Your objective » Wherever a line holds the string "this", copy that line.

Extracted data »
§ §

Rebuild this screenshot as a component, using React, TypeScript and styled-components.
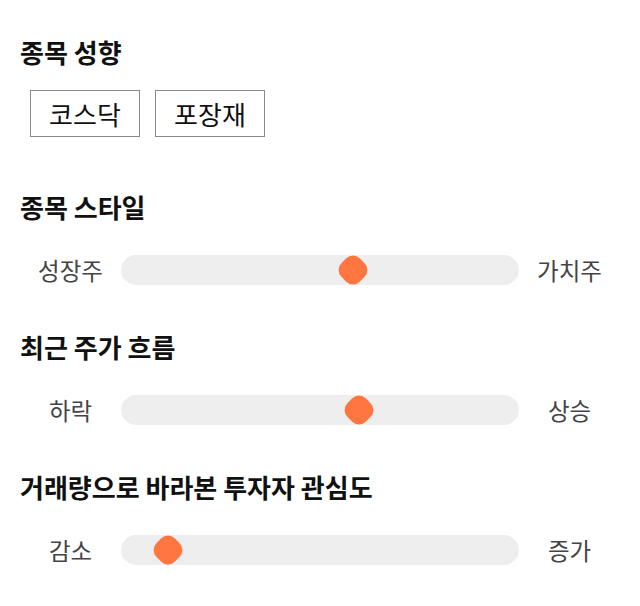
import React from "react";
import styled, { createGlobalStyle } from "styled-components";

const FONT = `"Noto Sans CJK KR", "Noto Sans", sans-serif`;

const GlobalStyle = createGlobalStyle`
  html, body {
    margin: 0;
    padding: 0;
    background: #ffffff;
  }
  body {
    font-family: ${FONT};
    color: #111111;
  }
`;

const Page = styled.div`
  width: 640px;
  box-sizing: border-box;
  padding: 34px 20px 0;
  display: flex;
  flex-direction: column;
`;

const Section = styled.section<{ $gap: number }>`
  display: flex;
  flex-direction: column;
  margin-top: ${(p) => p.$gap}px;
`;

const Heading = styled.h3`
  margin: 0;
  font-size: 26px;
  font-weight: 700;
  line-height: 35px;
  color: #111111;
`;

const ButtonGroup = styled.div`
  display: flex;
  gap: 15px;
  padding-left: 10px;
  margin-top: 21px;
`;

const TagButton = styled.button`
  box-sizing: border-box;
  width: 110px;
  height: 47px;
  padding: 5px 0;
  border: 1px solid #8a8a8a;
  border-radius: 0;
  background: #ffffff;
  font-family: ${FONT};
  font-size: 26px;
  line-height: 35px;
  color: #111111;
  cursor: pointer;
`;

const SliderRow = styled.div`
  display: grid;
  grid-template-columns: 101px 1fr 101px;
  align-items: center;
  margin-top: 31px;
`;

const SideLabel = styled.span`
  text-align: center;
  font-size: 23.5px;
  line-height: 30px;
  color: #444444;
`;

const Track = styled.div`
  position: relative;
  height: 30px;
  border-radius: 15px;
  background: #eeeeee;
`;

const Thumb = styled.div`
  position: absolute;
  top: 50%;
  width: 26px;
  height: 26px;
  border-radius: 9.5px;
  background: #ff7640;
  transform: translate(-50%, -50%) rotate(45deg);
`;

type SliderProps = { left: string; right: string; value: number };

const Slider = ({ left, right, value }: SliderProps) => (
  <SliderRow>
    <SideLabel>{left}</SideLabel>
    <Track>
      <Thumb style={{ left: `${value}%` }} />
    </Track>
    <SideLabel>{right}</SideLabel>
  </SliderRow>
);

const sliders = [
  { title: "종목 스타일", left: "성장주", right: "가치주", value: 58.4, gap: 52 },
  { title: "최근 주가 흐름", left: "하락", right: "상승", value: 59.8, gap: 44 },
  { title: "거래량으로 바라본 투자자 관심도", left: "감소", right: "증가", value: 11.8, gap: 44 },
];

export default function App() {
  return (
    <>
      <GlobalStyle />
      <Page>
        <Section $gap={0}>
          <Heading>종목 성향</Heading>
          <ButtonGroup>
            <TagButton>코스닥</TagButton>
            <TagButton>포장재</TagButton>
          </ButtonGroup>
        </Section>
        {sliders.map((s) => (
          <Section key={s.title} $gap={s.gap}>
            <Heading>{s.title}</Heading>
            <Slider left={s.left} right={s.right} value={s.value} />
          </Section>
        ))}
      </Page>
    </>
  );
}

§ §

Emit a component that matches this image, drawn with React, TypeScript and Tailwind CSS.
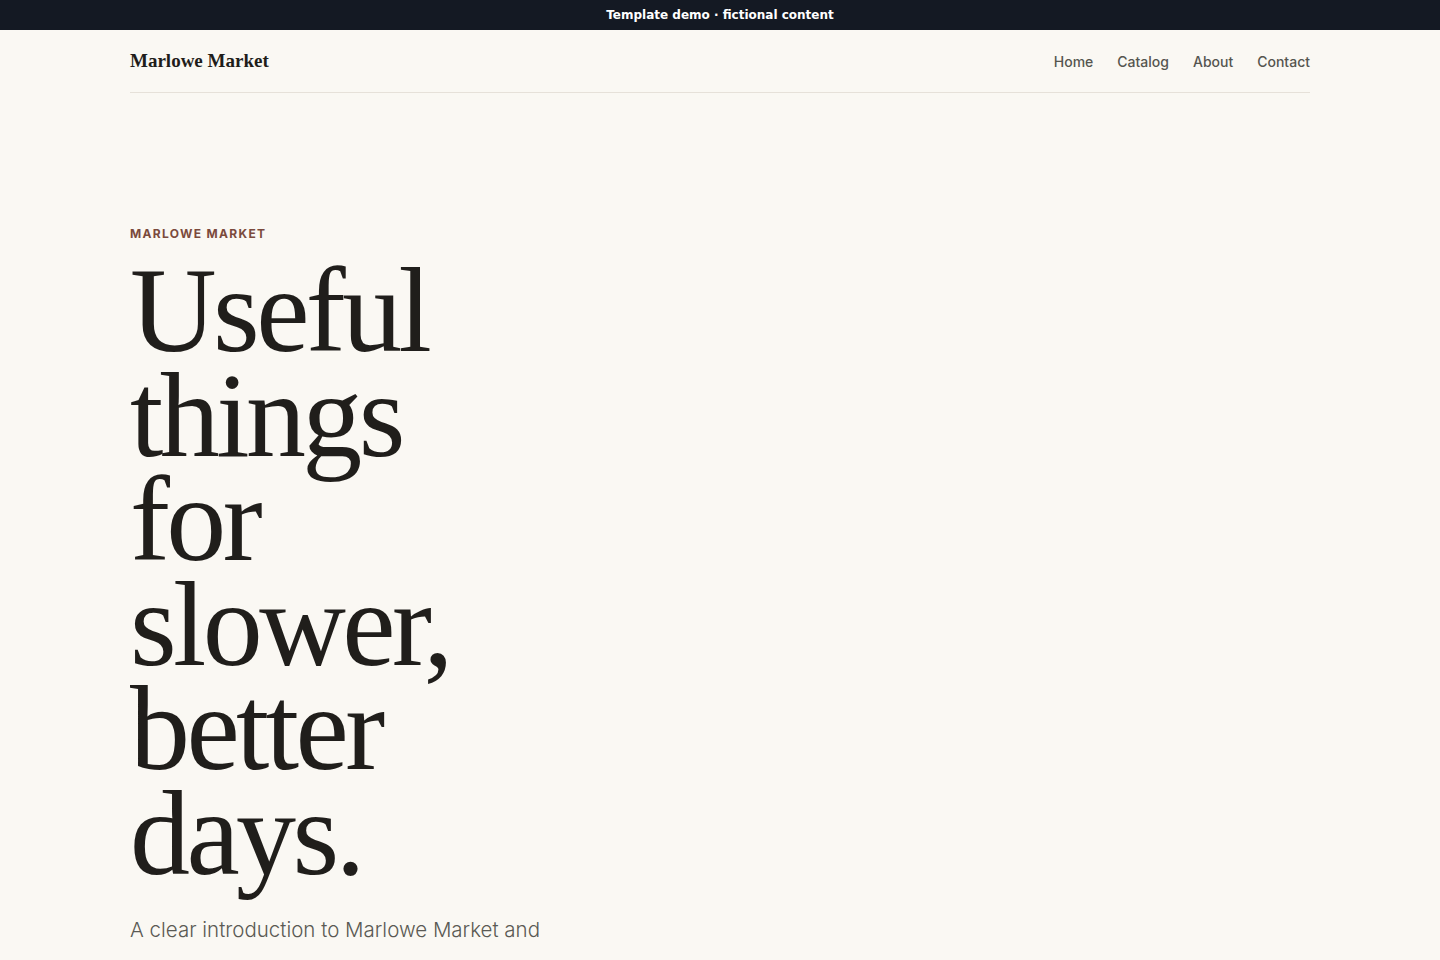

§ §

Correct result »
Rebuild this screenshot as a component, using React, TypeScript and styled-components.
Emit a component that matches this image, drawn with React, TypeScript and Tailwind CSS.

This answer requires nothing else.